Sunday 11 March 2018

midge at the mic

Earlier this week marked the anniversary of the identification and arrest of broadcast personality “Axis Sally” employed by Nazi Germany in order to spread propaganda and engineer public opinion and reception of the Allied war effort in 1949. Mildred Elizabeth Gillars, originally from Portland, Maine, was one of those Lost Generation types that came of age between the wars and was quite disaffected by the failure of her aspirations to become an actress. Not able to sustain a career in New York City, Gillars moved to Paris and then to Algiers before finding stable employment in Dresden in 1934 first as an English teacher and then with the Reichs-Rundfunk state media outlet.

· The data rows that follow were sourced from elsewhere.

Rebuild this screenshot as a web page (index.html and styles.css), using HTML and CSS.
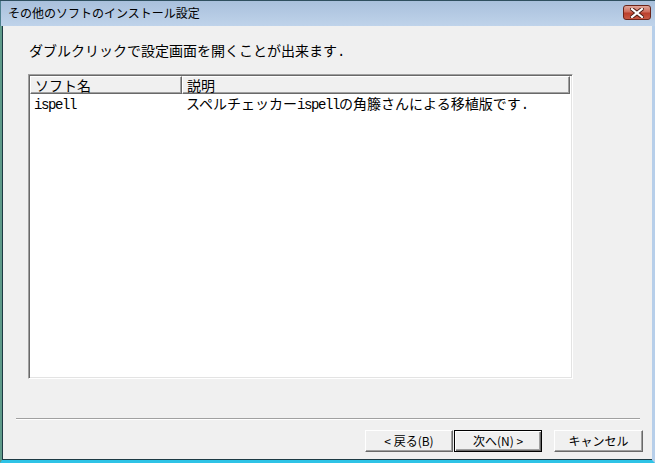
FILE: index.html
```html
<!DOCTYPE html>
<html lang="ja">
<head>
  <meta charset="UTF-8">
  <title>その他のソフトのインストール設定</title>
  <link rel="stylesheet" href="styles.css">
</head>
<body>
  <div class="window">
    <!-- タイトルバー -->
    <div class="titlebar">
      <span class="title">その他のソフトのインストール設定</span>
      <div class="close">
        <svg width="14" height="10" viewBox="0 0 14 10">
          <path d="M2 1 L12 9 M12 1 L2 9" stroke="#4a1a12" stroke-width="4" stroke-linecap="square"/>
          <path d="M2 1 L12 9 M12 1 L2 9" stroke="#fff" stroke-width="2.2" stroke-linecap="square"/>
        </svg>
      </div>
    </div>

    <div class="content">
      <p class="hint">ダブルクリックで設定画面を開くことが出来ます<span class="han">.</span></p>

      <!-- ソフト一覧 -->
      <div class="listview">
        <div class="lv-header">
          <div class="hcol col-name">ソフト名</div>
          <div class="hcol col-desc">説明</div>
        </div>
        <div class="lv-row">
          <div class="cell col-name"><span class="han">ispell</span></div>
          <div class="cell col-desc">スペルチェッカー<span class="han">ispell</span>の角籐さんによる移植版です<span class="han">.</span></div>
        </div>
      </div>

      <div class="separator"></div>

      <div class="buttons">
        <div class="btn">&lt; 戻る(B)</div>
        <div class="btn btn-default">次へ(N) &gt;</div>
        <div class="btn btn-cancel">キャンセル</div>
      </div>
    </div>
  </div>
</body>
</html>
```

FILE: styles.css
```css
/* ウィンドウ全体 */
body {
  margin: 0;
  padding: 0;
  background-color: #3c6a5a;
  font-family: "Noto Sans CJK JP", sans-serif;
  color: #000;
}

.window {
  box-sizing: border-box;
  width: 655px;
  height: 463px;
  display: flex;
  flex-direction: column;
  background-color: #f0f0f0;
  border-left: 2px solid #5f9b8a;
  border-right: 3px solid #b7cfea;
  border-bottom: 3px solid #2ec3e6;
  box-shadow: inset 1px 0 0 #1d3a44, inset 0 -1px 0 #1d3a44;
}

.titlebar {
  height: 26px;
  box-sizing: border-box;
  border-top: 1px solid #2f4f5f;
  margin-left: -2px;
  margin-right: -3px;
  padding-left: 8px;
  display: flex;
  align-items: center;
  justify-content: space-between;
  background: linear-gradient(#a9c0dc, #bfd3ea);
  box-shadow: inset 1px 0 0 #4d7f8e;
}

.title {
  font-size: 12px;
  line-height: 14px;
  margin-top: -2px;
}

.close {
  width: 28px;
  height: 15px;
  margin-right: 4px;
  margin-top: -2px;
  box-sizing: border-box;
  border: 1px solid #6b2419;
  border-radius: 3px;
  background: linear-gradient(#e0a79b 0%, #cf6c5b 45%, #bb3f2c 55%, #c85a45 100%);
  display: flex;
  align-items: center;
  justify-content: center;
}

.content {
  padding: 16px 9px 0 14px;
  display: flex;
  flex-direction: column;
}

.hint {
  margin: 0 0 0 13px;
  font-size: 14px;
  line-height: 16px;
}

/* 半角文字 (等幅) */
.han {
  font-family: "Liberation Mono", monospace;
  font-size: 14px;
  letter-spacing: -1.4px;
}

/* リストビュー */
.listview {
  box-sizing: border-box;
  width: 545px;
  height: 305px;
  margin: 14px 0 0 12px;
  background-color: #fff;
  border: 1px solid;
  border-color: #a0a0a0 #fff #fff #a0a0a0;
  box-shadow: inset 1px 1px 0 #696969, inset -1px -1px 0 #e3e3e3;
  padding: 1px 2px 1px 1px;
}

.lv-header {
  display: flex;
  height: 18px;
}

.hcol {
  box-sizing: border-box;
  height: 18px;
  background-color: #f0f0f0;
  border-top: 1px solid #fff;
  border-left: 1px solid #fff;
  border-right: 1px solid #696969;
  border-bottom: 1px solid #696969;
  box-shadow: inset -1px -1px 0 #a0a0a0;
  font-size: 14px;
  line-height: 16px;
  padding-left: 4px;
  overflow: hidden;
}

.col-name {
  width: 152px;
}

.col-desc {
  flex: 1;
}

.lv-row {
  display: flex;
  height: 18px;
}

.cell {
  box-sizing: border-box;
  font-size: 14px;
  line-height: 18px;
  padding-left: 4px;
  white-space: nowrap;
}

.separator {
  width: 624px;
  height: 0;
  margin-top: 39px;
  border-top: 1px solid #a0a0a0;
  border-bottom: 1px solid #fff;
}

/* ボタン */
.buttons {
  display: flex;
  justify-content: flex-end;
  gap: 1px;
  margin-top: 10px;
}

.btn {
  box-sizing: border-box;
  width: 88px;
  height: 22px;
  background-color: #f0f0f0;
  border-top: 1px solid #fff;
  border-left: 1px solid #fff;
  border-right: 1px solid #696969;
  border-bottom: 1px solid #696969;
  box-shadow: inset -1px -1px 0 #a0a0a0;
  font-size: 12px;
  line-height: 19px;
  text-align: center;
}

.btn-default {
  border: 1px solid #000;
  box-shadow: inset 1px 1px 0 #fff, inset -1px -1px 0 #696969, inset -2px -2px 0 #a0a0a0;
}

.btn-cancel {
  width: 89px;
  margin-left: 11px;
}
```
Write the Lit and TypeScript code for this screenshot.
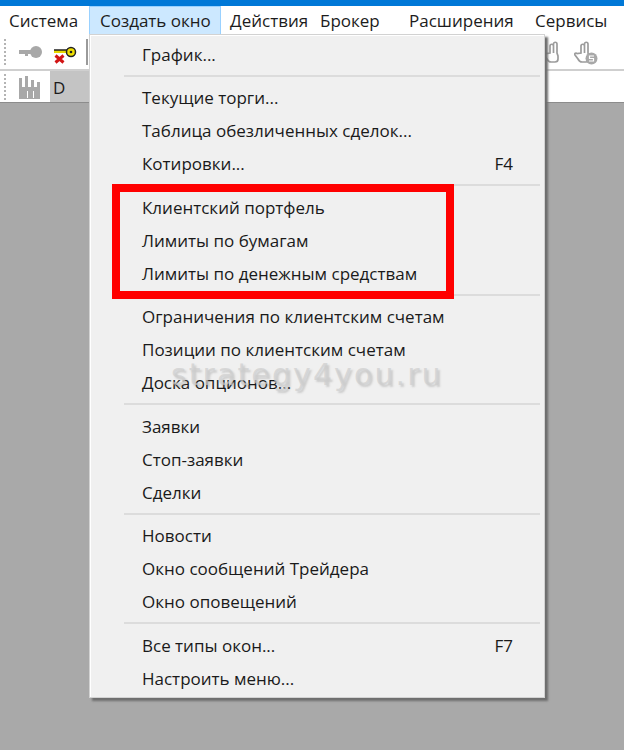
import { LitElement, html, css, svg } from "lit";
import { customElement } from "lit/decorators.js";

type Row = { t: string; k?: string };
const groups: Row[][] = [
  [{ t: "График..." }],
  [{ t: "Текущие торги..." }, { t: "Таблица обезличенных сделок..." }, { t: "Котировки...", k: "F4" }],
  [{ t: "Клиентский портфель" }, { t: "Лимиты по бумагам" }, { t: "Лимиты по денежным средствам" }],
  [{ t: "Ограничения по клиентским счетам" }, { t: "Позиции по клиентским счетам" }, { t: "Доска опционов..." }],
  [{ t: "Заявки" }, { t: "Стоп-заявки" }, { t: "Сделки" }],
  [{ t: "Новости" }, { t: "Окно сообщений Трейдера" }, { t: "Окно оповещений" }],
  [{ t: "Все типы окон...", k: "F7" }, { t: "Настроить меню..." }],
];
const menus = ["Система", "Создать окно", "Действия", "Брокер", "Расширения", "Сервисы"];

const grip = svg`<svg class="grip" width="4" height="28" viewBox="0 0 4 28">
  ${[1, 5, 9, 13, 17, 21, 25].map((y) => svg`<rect x="1" y="${y}" width="2" height="2" fill="#b4b4b4"/>`)}
</svg>`;

const hand = (s: boolean) => svg`<svg width="24" height="24" viewBox="0 0 24 24" fill="#fff" stroke="#9c9c9c" stroke-width="1.700">
  <path d="M7 12V5a1.700 1.700 0 0 1 3.500 0V3a1.700 1.700 0 0 1 3.500 0v9l1 3v3a3 3 0 0 1-3 3H8c-2 0-3-1-4-3l-3-4c-.8-1.500 1-2.500 2-1.500z"/>
  <path d="M10.500 5v7" fill="none"/>
  ${s ? svg`<circle cx="17.500" cy="17.500" r="6" fill="#a8a8a8" stroke="none"/><path d="M20 15h-4.500v2.500h4v2.500h-4.500" fill="none" stroke="#fff" stroke-width="1.200"/>` : ""}
</svg>`;

@customElement("app-root")
export class AppRoot extends LitElement {
  static styles = css`
    :host { display: block; width: 624px; height: 750px; position: relative; overflow: hidden; background: #a9a9a9; font-family: "Open Sans", "Noto Sans", sans-serif; color: #1c1c1c; }
    .frame { display: flex; flex-direction: column; height: 103px; }
    .title { height: 6px; background: #0078d7; }
    .bar { display: grid; grid-template-columns: 89px 132px 90px 89px 126px auto; height: 29px; background: #fff; font-size: 17px; }
    .bar span { padding-left: 9px; height: 29px; line-height: 29px; white-space: nowrap; box-sizing: border-box; }
    .bar .m1 { background: #cce8ff; box-shadow: inset 0 0 0 1px #99d1ff; padding-left: 11px; }
    .tool { display: flex; align-items: center; height: 36px; background: #fff; border-bottom: 2px solid #cfcfcf; box-sizing: border-box; padding-left: 3px; gap: 10px; }
    .tool2 { background: #fff; display: flex; align-items: center; padding-left: 3px; height: 32px; border-bottom: 1px solid #8c8c8c; box-sizing: border-box; }
    .grip { flex: none; }
    .key { margin-left: 2px; }
    .vsep { width: 2px; height: 26px; background: #9a9a9a; margin-left: -1px; }
    .chart { margin-left: 12px; }
    .d { width: 50px; height: 31px; background: #c4c4c4; font-size: 17px; padding-top: 2px; line-height: 29px; padding-left: 3px; box-sizing: border-box; margin-left: 6px; }
    .hands { position: absolute; left: 543px; top: 41px; display: flex; gap: 7px; }
    .menu { position: absolute; left: 89px; top: 34px; width: 456px; height: 664px; box-sizing: border-box; background: #f0f0f0; border: 1px solid #d2d2d2; box-shadow: 1px 1px 0 #fff inset, 3px 3px 2px #6e6e6e; font-size: 17px; padding-top: 2.700px; }
    .group { display: flex; flex-direction: column; }
    .row { height: 33px; display: flex; justify-content: space-between; align-items: center; padding: 0 31px 0 52px; white-space: nowrap; color: #1a1a1a; }
    .sep { height: 2px; background: #dcdcdc; margin: 4px 4px 4.500px 34px; }
    .red { position: absolute; left: 112px; top: 184px; width: 342px; height: 115px; box-sizing: border-box; border: 8px solid #ff0000; }
    .mark { position: absolute; left: 171px; top: 355px; font-size: 30px; letter-spacing: 2.100px; line-height: 40px; color: rgba(205,205,205,0.7); text-shadow: 2px 2px 2px rgba(120,120,120,.3); font-family: "DejaVu Sans", sans-serif; white-space: nowrap; }
  `;

  render() {
    return html`
      <div class="frame">
        <div class="title"></div>
        <div class="bar">
          ${menus.map((m, i) => html`<span class="m${i}">${m}</span>`)}
        </div>
        <div class="tool">
          ${grip}
          <svg class="key" width="24" height="16" viewBox="0 0 24 16">
            <path d="M0 6h13v4H9v2H6v-2H0z" fill="#a8a8a8"/><circle cx="17" cy="8" r="6" fill="#a8a8a8"/>
          </svg>
          <svg width="24" height="24" viewBox="0 0 24 24">
            <path d="M1 10h12v3H1z" fill="#e8d800"/><path d="M1 10h13" stroke="#222" stroke-width="1.500"/>
            <circle cx="18" cy="12" r="4.500" fill="#f0e000" stroke="#222" stroke-width="1.500"/><circle cx="18" cy="12" r="1.300" fill="#222"/>
            <path d="M2.500 15.500l8 7M10.500 15.500l-8 7" stroke="#d21414" stroke-width="3"/>
          </svg>
          <div class="vsep"></div>
        </div>
        <div class="tool2">
          ${grip}
          <svg class="chart" width="25" height="26" viewBox="0 0 25 26">
            <path d="M0 25V4h3v9h3V2h3v11h3V6h3v7h3V8h3v17z" fill="#a8a8a8"/>
            <path d="M8 24v-7h1v7zM14 24v-7h1v7z" fill="#fff"/>
          </svg>
          <div class="d">D</div>
        </div>
      </div>
      <div class="hands">${hand(false)}${hand(true)}</div>
      <div class="menu">
        ${groups.map((g, i) => html`
          ${i ? html`<div class="sep"></div>` : ""}
          <div class="group">
            ${g.map((r) => html`<div class="row"><span>${r.t}</span>${r.k ? html`<span>${r.k}</span>` : ""}</div>`)}
          </div>`)}
      </div>
      <div class="red"></div>
      <div class="mark">strategy4you.ru</div>
    `;
  }
}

The pursuit of fame often is expressed as infamy and Gillars’ case is perfect example. Though protesting that she signed an oath of allegiance under great duress after the attack on Pearl Harbor which pulled the US into the war and that she had no truck with Nazi ideology, under the influence of various Svengalis, Gillars’ prolific programmes turned pointedly vile, broadcasting under several pseudonyms and conflated with other parallel campaigns of disinformation and demotivation, with arcs of narrative aimed to engender homesickness for troops stationed overseas and suggest that prolonged absence did not make the heart grow fonder with sensational stories of infidelity while husbands were away at the front. For Midge at the Mic, Gillars would DJ a music hour with American songs with interstitials attacking the US government. Here is a link to an audio recording hosted on YouTube. Gillars was apprehended in Berlin running a second-hand furniture operation and was tried and convicted on a single count of treason (despite a litany of charges brought against her) for a broadcast that preceded the storming of the beach at Normandy by just a few days designed to make families question the worth of their sacrifice. Once discharged after serving a sentence of eleven years, Gillars confined herself to a convent and taught German, French and drama classes in an attached academy.